Mr. Sexton has spent the past several weeks interviewing principals like Ms. Pelfrey and found that their formula for success, similar to her school's, is no secret.
Principals say, "We're paying attention. We're focusing on reading. We look at test scores. We respond. We adjust. We talk to parents about reading to children,'' Mr. Sexton said. "It's things we know--nothing earth-shattering."
Through networking and assistance from state-sponsored educators--who help train teachers at low-performing schools--the Kentucky education department is intent on spreading those strategies to all high-poverty schools.

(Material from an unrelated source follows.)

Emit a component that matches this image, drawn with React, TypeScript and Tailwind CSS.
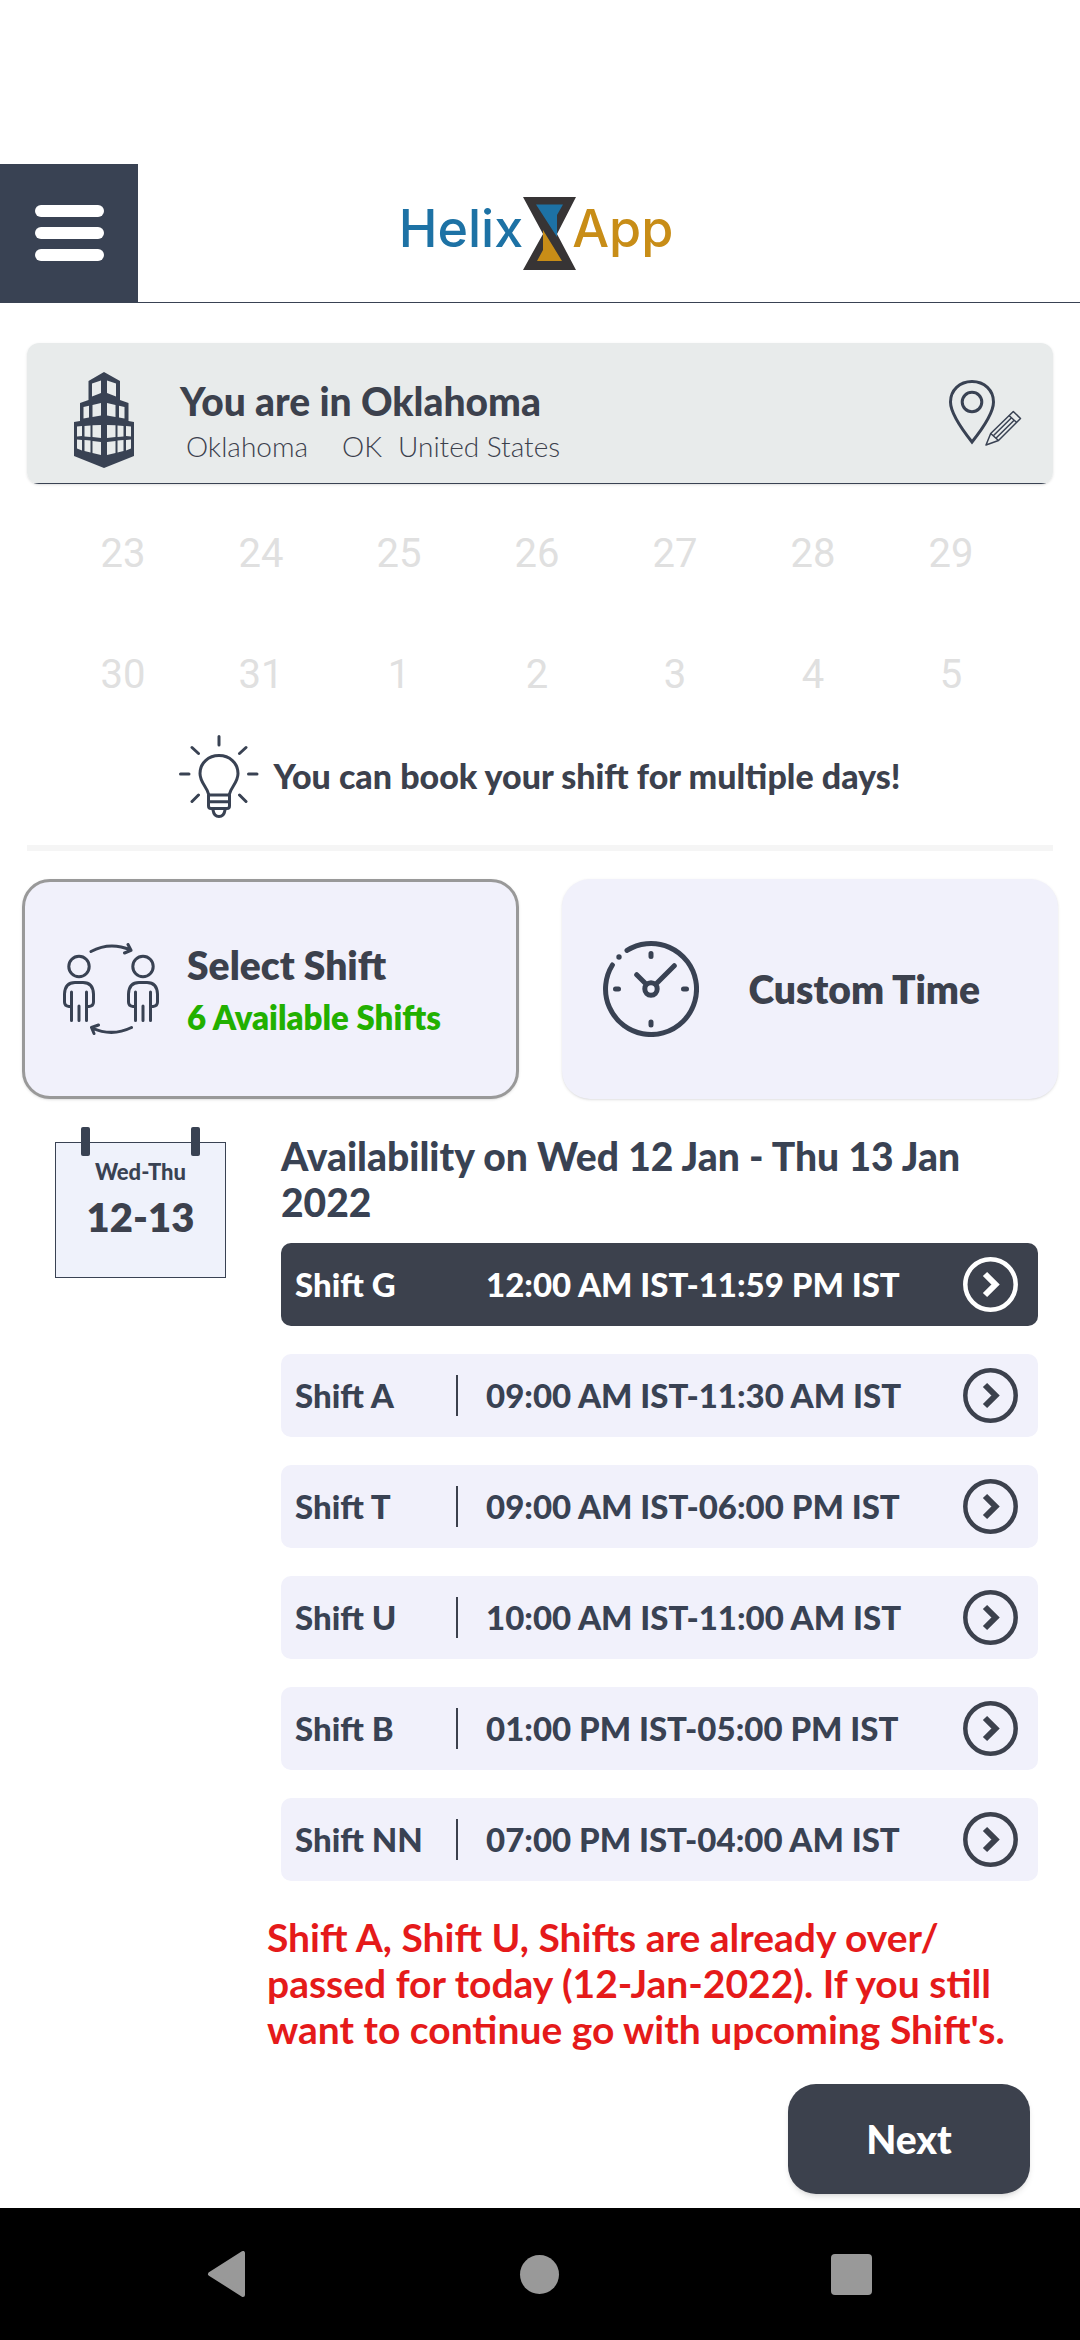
import type { ReactNode } from 'react';

const shifts = [
  { name: 'Shift G', time: '12:00 AM IST-11:59 PM IST', selected: true },
  { name: 'Shift A', time: '09:00 AM IST-11:30 AM IST' },
  { name: 'Shift T', time: '09:00 AM IST-06:00 PM IST' },
  { name: 'Shift U', time: '10:00 AM IST-11:00 AM IST' },
  { name: 'Shift B', time: '01:00 PM IST-05:00 PM IST' },
  { name: 'Shift NN', time: '07:00 PM IST-04:00 AM IST' },
];

const days = [23, 24, 25, 26, 27, 28, 29, 30, 31, 1, 2, 3, 4, 5];

function Hourglass() {
  return (
    <svg width="53" height="73" viewBox="0 0 53 73" className="-mr-1" aria-hidden="true">
      <path d="M0 0H53L34 37L53 73H0L20 37Z" fill="#373435" />
      <path d="M13 7.500H40L34 18V40Z" fill="#1d72a5" />
      <path d="M20 33L39 64H14L20 53Z" fill="#c88d17" />
    </svg>
  );
}

function BuildingHalf() {
  return (
    <g fill="#e8ebeb">
      <path d="M18 11.500L27 8.500V21L18 24.500Z" />
      <path d="M9.500 35L15 33.800V45.500L9.500 46.500Z" />
      <path d="M18.500 33L27 31V43.500L18.500 45Z" />
      <path d="M3 54.500L8 54V64L3 64.500Z" />
      <path d="M10.500 54L16.500 53.500V65L10.500 64.500Z" />
      <path d="M18.500 53.300L27 53V66L18.500 65Z" />
      <path d="M3 67.500L8 68V78.500L3 76.500Z" />
      <path d="M10.500 68L16.500 68.500V80.500L10.500 79Z" />
      <path d="M18.500 69L27 70V83L18.500 81Z" />
    </g>
  );
}

function Building() {
  return (
    <svg width="60" height="96" viewBox="0 0 60 96" aria-hidden="true">
      <path
        d="M30 0L46 9V28L54.500 31V49L60 50V84L30 96L0 84V50L6 49V31L14.500 28V9Z"
        fill="#394253"
      />
      <BuildingHalf />
      <g transform="translate(60 0) scale(-1 1)">
        <BuildingHalf />
      </g>
    </svg>
  );
}

function PinPencil() {
  return (
    <svg width="73" height="67" viewBox="0 0 73 67" fill="none" stroke="#394253" aria-hidden="true">
      <path
        d="M23 1.500C10.500 1.500 1.500 10.500 1.500 22C1.500 34 13.500 50 23 62C32.500 50 44.500 34 44.500 22C44.500 10.500 35.500 1.500 23 1.500Z"
        strokeWidth="3"
      />
      <circle cx="23" cy="22" r="9.800" strokeWidth="3" />
      <g strokeWidth="1.500" strokeLinejoin="round">
        <path d="M37 65L41.700 53.500L64.300 31.500L71.500 38.500L49.500 60.500Z" />
        <path d="M41.700 53.500L49.500 60.500M60 35.500L67.700 42.500" />
        <path d="M44.300 55.800L62.500 37.800M46.900 58.200L65.100 40.200" />
      </g>
    </svg>
  );
}

function Bulb() {
  return (
    <svg
      width="80"
      height="83"
      viewBox="0 0 80 83"
      fill="none"
      stroke="#394253"
      strokeWidth="3"
      strokeLinecap="round"
      aria-hidden="true"
    >
      <path d="M40 1.500V10M1.500 39H10M69.500 39H78M13 12.500L19.500 18.500M67 12.500L60.500 18.500M13 66.500L19.500 60M67 66.500L60.500 60" />
      <path d="M29.500 59C28 52 21 47.500 21 38.500C21 28 29.500 20.500 40 20.500C50.500 20.500 59 28 59 38.500C59 47.500 52 52 50.500 59" />
      <path d="M29.500 60H50.500M29.500 60V71Q29.500 73.500 32 73.500H48Q50.500 73.500 50.500 71V60M29.500 66.800H50.500" />
      <path d="M34 75Q35 81.500 40 81.500Q45 81.500 46 75" />
    </svg>
  );
}

function Person() {
  return (
    <>
      <circle cx="16" cy="23.500" r="10.200" />
      <path d="M8.500 63.500H6Q1.500 63 1.500 59V51Q2 39.500 12 39.500H20Q30 39.500 30.500 51V59Q30.500 63 26 63.500H23.500" />
      <path d="M8.500 49V77.500M23.500 49V77.500M16 63V77.500" />
    </>
  );
}

function People() {
  return (
    <svg
      width="96"
      height="92"
      viewBox="0 0 96 92"
      fill="none"
      stroke="#394253"
      strokeWidth="3"
      strokeLinecap="round"
      strokeLinejoin="round"
      aria-hidden="true"
    >
      <Person />
      <g transform="translate(64 0)">
        <Person />
      </g>
      <path d="M28 8.500Q47 -1.500 67.500 7M65 1.500L68 7.300L61.500 10" />
      <path d="M68.500 84.500Q49 94 29 85M35.500 82L28.500 84.500L31 90.500" />
    </svg>
  );
}

function Clock() {
  return (
    <svg
      width="96"
      height="96"
      viewBox="0 0 96 96"
      fill="none"
      stroke="#394253"
      strokeWidth="5"
      strokeLinecap="round"
      aria-hidden="true"
    >
      <path d="M24 9.400A45.500 45.500 0 1 1 9.400 24" />
      <circle cx="16" cy="16" r="2.700" fill="#394253" stroke="none" />
      <path d="M48 12.500V15.500M48 81V84M12.500 48H15.500M80.500 48H83.500M71.300 24.700L54 42M33.700 33.700L42.500 42.500" />
      <circle cx="48" cy="48" r="6.200" />
    </svg>
  );
}

function ChevronCircle() {
  return (
    <svg
      width="55"
      height="55"
      viewBox="0 0 55 55"
      fill="none"
      stroke="currentColor"
      className="shrink-0"
      aria-hidden="true"
    >
      <circle cx="27.500" cy="27.500" r="25.200" strokeWidth="4.500" />
      <path d="M22 17L32.500 27.500L22 38" strokeWidth="6" />
    </svg>
  );
}

function NavButton({ label, children }: { label: string; children: ReactNode }) {
  return (
    <button type="button" aria-label={label} className="flex h-12 w-12 items-center justify-center">
      {children}
    </button>
  );
}

export default function App() {
  return (
    <div className="flex min-h-screen flex-col bg-white pt-[164px] font-['Lato',sans-serif] text-[#3c414d]">
      <header className="grid grid-cols-[138px_1fr_138px] items-center border-b border-[#394253]">
        <button
          type="button"
          aria-label="Menu"
          className="flex h-[138px] flex-col items-center justify-center gap-[10px] bg-[#394253]"
        >
          <span className="h-3 w-[69px] rounded-full bg-white" />
          <span className="h-3 w-[69px] rounded-full bg-white" />
          <span className="h-3 w-[69px] rounded-full bg-white" />
        </button>
        <h1 className="flex items-center justify-center pr-2 font-['Inter',sans-serif] text-[52px] leading-[64px] font-medium">
          <span className="pb-2 text-[#1d72a5]">Helix</span>
          <Hourglass />
          <span className="pb-2 text-[#c88d17]">App</span>
        </h1>
      </header>

      <main className="grow">
        <section className="mx-[27px] mt-10 overflow-hidden rounded-xl shadow-sm">
          <div className="flex h-[141px] items-start border-b border-[#394253] bg-[#e8ebeb] pt-[29px] pr-[31px] pl-[47px]">
            <Building />
            <div className="mt-[6px] ml-[46px] grow">
              <h2 className="text-[39px] leading-[46px] font-black">You are in Oklahoma</h2>
              <p className="mt-1 flex pl-[6px] text-[28px] leading-9 font-light">
                <span>Oklahoma</span>
                <span className="ml-[34px]">OK</span>
                <span className="ml-4">United States</span>
              </p>
            </div>
            <button type="button" aria-label="Change location" className="mt-2">
              <PinPencil />
            </button>
          </div>
        </section>

        <div className="mt-[10px] mr-[60px] ml-[54px] grid grid-cols-7 gap-y-px font-['Roboto',sans-serif] text-[40px] text-[#e0e0e0]">
          {days.map((day, i) => (
            <button key={i} type="button" disabled className="h-[120px]">
              {day}
            </button>
          ))}
        </div>

        <div className="mx-[27px] flex h-[116px] items-start justify-center gap-[14px] border-b-[6px] border-[#f5f5f5]">
          <Bulb />
          <p className="text-[34px] leading-[82px] font-black">
            You can book your shift for multiple days!
          </p>
        </div>

        <div className="mt-7 grid grid-cols-2 gap-[43px] px-[22px]">
          <button
            type="button"
            className="flex h-[220px] items-center rounded-[28px] border-3 border-[#999999] bg-[#f1f1fb] pl-[38px] text-left shadow-sm"
          >
            <People />
            <span className="ml-7 flex flex-col pt-1">
              <span className="text-[39px] leading-[52px] font-extrabold">Select Shift</span>
              <span className="text-[33px] leading-[52px] font-extrabold text-[#22b000]">
                6 Available Shifts
              </span>
            </span>
          </button>
          <button
            type="button"
            className="flex h-[220px] items-center rounded-[28px] bg-[#f1f1fb] pl-[41px] text-left shadow-sm"
          >
            <Clock />
            <span className="ml-[50px] text-[39px] font-extrabold">Custom Time</span>
          </button>
        </div>

        <section className="mt-7 flex items-start pr-[42px] pl-[55px]">
          <div className="relative mt-[15px] flex h-[136px] w-[171px] shrink-0 flex-col items-center border border-[#394253] bg-[#eff2fb] pt-[15px]">
            <span className="absolute -top-4 left-[25px] h-[29px] w-[9px] rounded-xs bg-[#394253]" />
            <span className="absolute -top-4 right-[25px] h-[29px] w-[9px] rounded-xs bg-[#394253]" />
            <span className="text-[22px] leading-7 font-black text-[#394253]">Wed-Thu</span>
            <span className="mt-2 text-[40px] leading-[46px] font-extrabold">12-13</span>
          </div>
          <div className="mt-[6px] ml-[55px] grow text-[#394253]">
            <h2 className="text-[39px] leading-[46px] font-black">
              Availability on Wed 12 Jan - Thu 13 Jan 2022
            </h2>
            <ul className="mt-[18px] flex flex-col gap-7">
              {shifts.map((shift) => (
                <li key={shift.name}>
                  <button
                    type="button"
                    className={
                      shift.selected
                        ? 'flex h-[83px] w-full items-center rounded-[10px] bg-[#3c414d] pr-5 pl-[14px] text-left text-white'
                        : 'flex h-[83px] w-full items-center rounded-[10px] bg-[#f1f1fb] pr-5 pl-[14px] text-left'
                    }
                  >
                    <span className="w-[161px] text-[33px] font-black">{shift.name}</span>
                    <span
                      className={shift.selected ? 'h-[41px] w-[2px]' : 'h-[41px] w-[2px] bg-[#3c414d]'}
                    />
                    <span className="ml-7 grow text-[33px] font-black">{shift.time}</span>
                    <span className={shift.selected ? 'text-white' : 'text-[#3c414d]'}>
                      <ChevronCircle />
                    </span>
                  </button>
                </li>
              ))}
            </ul>
          </div>
        </section>

        <p className="mt-[33px] mr-12 ml-[267px] text-[39px] leading-[46px] font-bold text-[#e51a1a]">
          Shift A, Shift U, Shifts are already over/
          <br />
          passed for today (12-Jan-2022). If you still want to continue go with upcoming Shift&apos;s.
        </p>

        <div className="mt-8 mr-[50px] mb-[14px] flex justify-end">
          <button
            type="button"
            className="h-[110px] w-[242px] rounded-[28px] bg-[#3c414d] text-[39px] font-black text-white shadow-md"
          >
            Next
          </button>
        </div>
      </main>

      <nav className="flex h-[132px] items-center justify-between bg-black pr-[205px] pl-[203px]">
        <NavButton label="Back">
          <svg width="40" height="46" viewBox="0 0 40 46" aria-hidden="true">
            <path d="M36 2V44L3 23Z" fill="#999999" stroke="#999999" strokeWidth="4" strokeLinejoin="round" />
          </svg>
        </NavButton>
        <NavButton label="Home">
          <span className="h-[39px] w-[39px] rounded-full bg-[#999999]" />
        </NavButton>
        <NavButton label="Recent apps">
          <span className="h-[41px] w-[41px] rounded bg-[#999999]" />
        </NavButton>
      </nav>
    </div>
  );
}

"Our emphasis in the past has been getting the strengths of the reform program in place: assessment and accountability, technology, school-based decisionmaking," said Scott Trimble, the director of accountability for the education department.
The push now, he said, is for the department to offer intensive staff development and help schools implement proven strategies that aid achievement in reading, math, science, and other disciplines.
Still, national experts, while praising Kentucky for instituting reforms that have raised student achievement across the board, say more hard work lies ahead.
"Kentucky is closing the gap between low-income kids and wealthy kids, and I laud them for it," said Amy Wilkins, a senior associate at the Education Trust, a research and advocacy group in Washington. "But they're not closing the gap between black and white kids."
While scores from the past six years of KIRIS show improvements by both races, black students have scored significantly lower than white students.
Mr. Trimble said state education officials acknowledge the race gap but have decided to stay focused on raising the achievement of all low-achieving students.
"The job ain't done yet," he said. "We don't want any group left behind."